[Part of a data file]

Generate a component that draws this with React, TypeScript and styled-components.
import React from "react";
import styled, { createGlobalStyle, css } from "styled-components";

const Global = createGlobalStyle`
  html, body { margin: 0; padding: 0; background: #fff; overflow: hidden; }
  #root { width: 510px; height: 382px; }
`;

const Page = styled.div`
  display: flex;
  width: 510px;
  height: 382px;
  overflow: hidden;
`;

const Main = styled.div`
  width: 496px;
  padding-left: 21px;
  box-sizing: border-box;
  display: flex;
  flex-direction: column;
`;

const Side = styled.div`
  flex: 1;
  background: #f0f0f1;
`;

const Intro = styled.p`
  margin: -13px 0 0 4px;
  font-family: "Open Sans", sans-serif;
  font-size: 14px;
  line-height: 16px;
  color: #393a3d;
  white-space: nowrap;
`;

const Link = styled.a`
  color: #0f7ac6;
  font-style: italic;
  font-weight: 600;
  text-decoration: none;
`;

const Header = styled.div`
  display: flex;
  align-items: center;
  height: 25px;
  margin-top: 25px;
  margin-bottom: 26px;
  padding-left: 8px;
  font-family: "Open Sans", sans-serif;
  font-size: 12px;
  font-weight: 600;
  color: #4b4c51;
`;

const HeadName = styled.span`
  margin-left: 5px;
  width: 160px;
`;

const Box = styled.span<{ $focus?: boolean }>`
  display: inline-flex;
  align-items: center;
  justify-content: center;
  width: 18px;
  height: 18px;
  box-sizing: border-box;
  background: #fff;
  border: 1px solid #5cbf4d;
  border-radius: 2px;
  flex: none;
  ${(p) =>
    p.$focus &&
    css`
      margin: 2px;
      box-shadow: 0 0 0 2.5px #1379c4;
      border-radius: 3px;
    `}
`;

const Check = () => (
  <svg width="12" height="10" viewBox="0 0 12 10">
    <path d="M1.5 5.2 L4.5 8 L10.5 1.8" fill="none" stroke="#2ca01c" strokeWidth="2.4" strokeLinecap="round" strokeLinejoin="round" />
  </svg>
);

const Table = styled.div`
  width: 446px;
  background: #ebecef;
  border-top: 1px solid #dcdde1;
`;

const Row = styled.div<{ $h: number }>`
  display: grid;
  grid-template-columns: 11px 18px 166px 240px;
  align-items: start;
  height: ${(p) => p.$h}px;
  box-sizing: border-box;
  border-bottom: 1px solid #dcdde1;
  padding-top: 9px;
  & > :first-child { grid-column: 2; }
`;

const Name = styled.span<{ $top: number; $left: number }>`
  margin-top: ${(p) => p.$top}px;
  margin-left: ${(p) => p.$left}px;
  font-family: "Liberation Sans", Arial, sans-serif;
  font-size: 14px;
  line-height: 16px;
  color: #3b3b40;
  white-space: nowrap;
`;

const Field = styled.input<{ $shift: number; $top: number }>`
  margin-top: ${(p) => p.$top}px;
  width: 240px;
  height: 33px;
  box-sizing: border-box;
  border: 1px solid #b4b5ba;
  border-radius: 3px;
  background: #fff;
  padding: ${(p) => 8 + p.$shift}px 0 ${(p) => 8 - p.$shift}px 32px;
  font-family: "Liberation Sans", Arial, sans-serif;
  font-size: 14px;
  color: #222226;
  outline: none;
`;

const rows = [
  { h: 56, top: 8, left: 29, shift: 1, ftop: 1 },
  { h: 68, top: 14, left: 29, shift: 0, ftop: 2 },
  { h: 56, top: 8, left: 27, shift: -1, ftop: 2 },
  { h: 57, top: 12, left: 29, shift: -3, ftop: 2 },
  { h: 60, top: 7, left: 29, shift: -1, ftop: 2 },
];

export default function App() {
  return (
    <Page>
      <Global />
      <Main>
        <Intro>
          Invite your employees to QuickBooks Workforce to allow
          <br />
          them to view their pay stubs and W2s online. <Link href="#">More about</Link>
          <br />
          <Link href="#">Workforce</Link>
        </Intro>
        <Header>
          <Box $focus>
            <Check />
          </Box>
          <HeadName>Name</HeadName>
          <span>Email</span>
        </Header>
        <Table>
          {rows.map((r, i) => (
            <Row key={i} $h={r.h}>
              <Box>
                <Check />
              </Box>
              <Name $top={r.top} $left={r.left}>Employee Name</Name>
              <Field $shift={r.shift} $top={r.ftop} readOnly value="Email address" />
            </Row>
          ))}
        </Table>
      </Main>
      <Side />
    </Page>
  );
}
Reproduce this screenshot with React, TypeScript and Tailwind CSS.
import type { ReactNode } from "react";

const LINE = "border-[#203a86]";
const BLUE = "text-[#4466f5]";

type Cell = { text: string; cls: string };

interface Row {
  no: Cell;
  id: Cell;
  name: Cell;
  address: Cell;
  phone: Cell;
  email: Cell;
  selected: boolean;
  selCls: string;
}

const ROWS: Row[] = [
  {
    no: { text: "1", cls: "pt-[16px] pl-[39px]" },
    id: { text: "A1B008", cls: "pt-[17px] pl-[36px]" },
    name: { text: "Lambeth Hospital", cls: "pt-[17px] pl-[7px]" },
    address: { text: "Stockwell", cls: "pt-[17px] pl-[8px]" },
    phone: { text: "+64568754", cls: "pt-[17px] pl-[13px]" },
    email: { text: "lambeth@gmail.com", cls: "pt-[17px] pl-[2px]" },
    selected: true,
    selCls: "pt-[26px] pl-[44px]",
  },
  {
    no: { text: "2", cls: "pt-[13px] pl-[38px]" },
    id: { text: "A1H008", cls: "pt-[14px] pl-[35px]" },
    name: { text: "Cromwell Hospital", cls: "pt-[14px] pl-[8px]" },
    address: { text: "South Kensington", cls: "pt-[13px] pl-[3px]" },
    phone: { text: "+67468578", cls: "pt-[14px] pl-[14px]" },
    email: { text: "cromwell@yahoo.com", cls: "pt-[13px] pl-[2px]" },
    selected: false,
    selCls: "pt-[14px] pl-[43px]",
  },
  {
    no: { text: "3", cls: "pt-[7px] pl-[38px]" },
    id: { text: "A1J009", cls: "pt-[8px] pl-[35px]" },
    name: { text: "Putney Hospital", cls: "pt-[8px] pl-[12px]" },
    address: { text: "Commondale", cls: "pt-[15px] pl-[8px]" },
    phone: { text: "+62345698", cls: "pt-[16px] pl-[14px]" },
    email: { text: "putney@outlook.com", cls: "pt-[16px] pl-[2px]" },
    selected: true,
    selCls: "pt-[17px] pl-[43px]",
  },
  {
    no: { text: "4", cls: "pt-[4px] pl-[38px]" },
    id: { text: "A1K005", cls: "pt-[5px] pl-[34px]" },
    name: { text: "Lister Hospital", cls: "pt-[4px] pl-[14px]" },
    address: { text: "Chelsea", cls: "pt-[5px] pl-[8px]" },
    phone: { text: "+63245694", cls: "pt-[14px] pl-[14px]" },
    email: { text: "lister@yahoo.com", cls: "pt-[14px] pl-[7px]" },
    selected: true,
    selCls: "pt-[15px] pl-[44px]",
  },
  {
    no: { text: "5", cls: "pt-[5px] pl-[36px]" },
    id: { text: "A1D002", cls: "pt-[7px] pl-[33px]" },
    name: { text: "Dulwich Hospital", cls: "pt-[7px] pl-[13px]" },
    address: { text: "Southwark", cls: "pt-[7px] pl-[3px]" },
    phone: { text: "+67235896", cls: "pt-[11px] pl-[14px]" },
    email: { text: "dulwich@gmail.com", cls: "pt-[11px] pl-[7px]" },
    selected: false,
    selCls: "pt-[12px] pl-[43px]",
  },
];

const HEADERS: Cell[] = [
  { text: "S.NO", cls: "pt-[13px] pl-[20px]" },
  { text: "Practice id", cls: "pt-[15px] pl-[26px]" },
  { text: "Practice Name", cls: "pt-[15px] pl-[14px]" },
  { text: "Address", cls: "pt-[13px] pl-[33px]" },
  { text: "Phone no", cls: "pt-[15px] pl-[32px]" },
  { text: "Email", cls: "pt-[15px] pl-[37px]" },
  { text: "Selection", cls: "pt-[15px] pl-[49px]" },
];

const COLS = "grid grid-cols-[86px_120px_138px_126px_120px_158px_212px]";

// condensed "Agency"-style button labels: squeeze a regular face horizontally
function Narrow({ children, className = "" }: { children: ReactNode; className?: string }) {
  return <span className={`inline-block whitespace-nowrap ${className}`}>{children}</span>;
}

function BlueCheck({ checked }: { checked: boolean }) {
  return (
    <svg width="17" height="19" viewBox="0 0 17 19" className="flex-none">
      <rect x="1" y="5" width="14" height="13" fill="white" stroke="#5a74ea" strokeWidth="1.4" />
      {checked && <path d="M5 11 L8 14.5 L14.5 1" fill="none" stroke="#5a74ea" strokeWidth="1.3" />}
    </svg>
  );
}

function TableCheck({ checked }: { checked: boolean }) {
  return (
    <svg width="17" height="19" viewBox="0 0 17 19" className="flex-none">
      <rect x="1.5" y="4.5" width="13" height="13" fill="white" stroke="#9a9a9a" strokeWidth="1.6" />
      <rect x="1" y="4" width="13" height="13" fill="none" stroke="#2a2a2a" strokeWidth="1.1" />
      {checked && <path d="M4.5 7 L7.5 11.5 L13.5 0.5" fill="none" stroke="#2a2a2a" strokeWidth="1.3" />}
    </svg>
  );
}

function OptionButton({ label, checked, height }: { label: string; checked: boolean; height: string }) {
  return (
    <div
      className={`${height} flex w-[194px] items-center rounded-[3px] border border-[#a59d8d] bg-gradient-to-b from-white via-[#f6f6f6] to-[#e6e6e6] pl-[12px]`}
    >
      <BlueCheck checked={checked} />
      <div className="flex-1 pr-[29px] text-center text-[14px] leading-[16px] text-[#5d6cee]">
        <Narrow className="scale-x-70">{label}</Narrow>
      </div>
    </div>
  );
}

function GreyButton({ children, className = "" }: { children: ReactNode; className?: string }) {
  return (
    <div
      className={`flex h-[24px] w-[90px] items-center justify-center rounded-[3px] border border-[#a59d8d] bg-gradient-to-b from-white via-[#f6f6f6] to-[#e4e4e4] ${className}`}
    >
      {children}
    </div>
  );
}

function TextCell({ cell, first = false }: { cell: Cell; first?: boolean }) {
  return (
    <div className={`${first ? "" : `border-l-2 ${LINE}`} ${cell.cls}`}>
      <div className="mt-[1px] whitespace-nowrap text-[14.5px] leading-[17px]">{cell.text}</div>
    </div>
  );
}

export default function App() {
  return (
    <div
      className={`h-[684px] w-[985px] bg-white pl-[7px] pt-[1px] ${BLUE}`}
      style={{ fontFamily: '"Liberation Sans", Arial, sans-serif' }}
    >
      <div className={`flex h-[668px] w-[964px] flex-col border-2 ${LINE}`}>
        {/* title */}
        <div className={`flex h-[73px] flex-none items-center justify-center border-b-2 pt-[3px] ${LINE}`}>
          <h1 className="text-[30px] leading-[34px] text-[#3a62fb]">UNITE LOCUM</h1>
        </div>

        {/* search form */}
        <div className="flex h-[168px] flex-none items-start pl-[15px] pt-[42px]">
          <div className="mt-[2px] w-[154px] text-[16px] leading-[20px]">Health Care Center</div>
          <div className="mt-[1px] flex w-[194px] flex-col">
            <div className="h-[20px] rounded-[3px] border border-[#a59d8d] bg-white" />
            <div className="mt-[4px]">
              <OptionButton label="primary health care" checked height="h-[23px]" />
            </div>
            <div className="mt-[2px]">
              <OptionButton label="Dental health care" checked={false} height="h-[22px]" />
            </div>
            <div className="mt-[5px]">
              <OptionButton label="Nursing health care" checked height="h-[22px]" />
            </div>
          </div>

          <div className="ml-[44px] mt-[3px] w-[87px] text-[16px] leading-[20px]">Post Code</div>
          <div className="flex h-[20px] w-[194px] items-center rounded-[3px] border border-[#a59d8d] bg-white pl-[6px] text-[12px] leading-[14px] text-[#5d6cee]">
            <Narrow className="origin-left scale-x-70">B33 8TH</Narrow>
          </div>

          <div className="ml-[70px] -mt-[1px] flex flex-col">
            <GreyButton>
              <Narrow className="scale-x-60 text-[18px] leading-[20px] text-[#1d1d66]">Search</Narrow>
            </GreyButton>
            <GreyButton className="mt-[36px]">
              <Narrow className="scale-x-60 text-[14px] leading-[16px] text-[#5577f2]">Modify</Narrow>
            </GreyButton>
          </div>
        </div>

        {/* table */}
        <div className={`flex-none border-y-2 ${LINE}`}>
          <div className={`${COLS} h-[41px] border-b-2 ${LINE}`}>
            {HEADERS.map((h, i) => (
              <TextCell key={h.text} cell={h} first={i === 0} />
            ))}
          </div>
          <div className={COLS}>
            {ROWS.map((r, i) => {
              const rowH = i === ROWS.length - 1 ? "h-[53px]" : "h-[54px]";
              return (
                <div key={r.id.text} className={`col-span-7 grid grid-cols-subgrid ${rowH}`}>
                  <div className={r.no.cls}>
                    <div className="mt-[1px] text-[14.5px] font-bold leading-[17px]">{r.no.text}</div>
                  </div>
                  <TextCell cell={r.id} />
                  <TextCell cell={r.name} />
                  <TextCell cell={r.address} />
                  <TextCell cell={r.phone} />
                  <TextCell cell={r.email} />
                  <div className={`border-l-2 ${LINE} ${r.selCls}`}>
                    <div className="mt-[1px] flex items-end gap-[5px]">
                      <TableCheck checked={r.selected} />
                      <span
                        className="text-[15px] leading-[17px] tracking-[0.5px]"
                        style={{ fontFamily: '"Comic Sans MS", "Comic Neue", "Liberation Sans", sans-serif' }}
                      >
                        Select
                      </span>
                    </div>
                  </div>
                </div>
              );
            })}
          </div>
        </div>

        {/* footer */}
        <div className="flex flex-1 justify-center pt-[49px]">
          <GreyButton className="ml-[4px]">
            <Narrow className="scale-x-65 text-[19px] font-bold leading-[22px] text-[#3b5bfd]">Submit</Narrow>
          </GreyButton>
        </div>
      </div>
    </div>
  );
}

• WHAT YOU WILL DO
Return every line above in which the string "with" occurs.

• PROBLEM SOLUTION
Generate a component that draws this with React, TypeScript and styled-components.
Reproduce this screenshot with React, TypeScript and Tailwind CSS.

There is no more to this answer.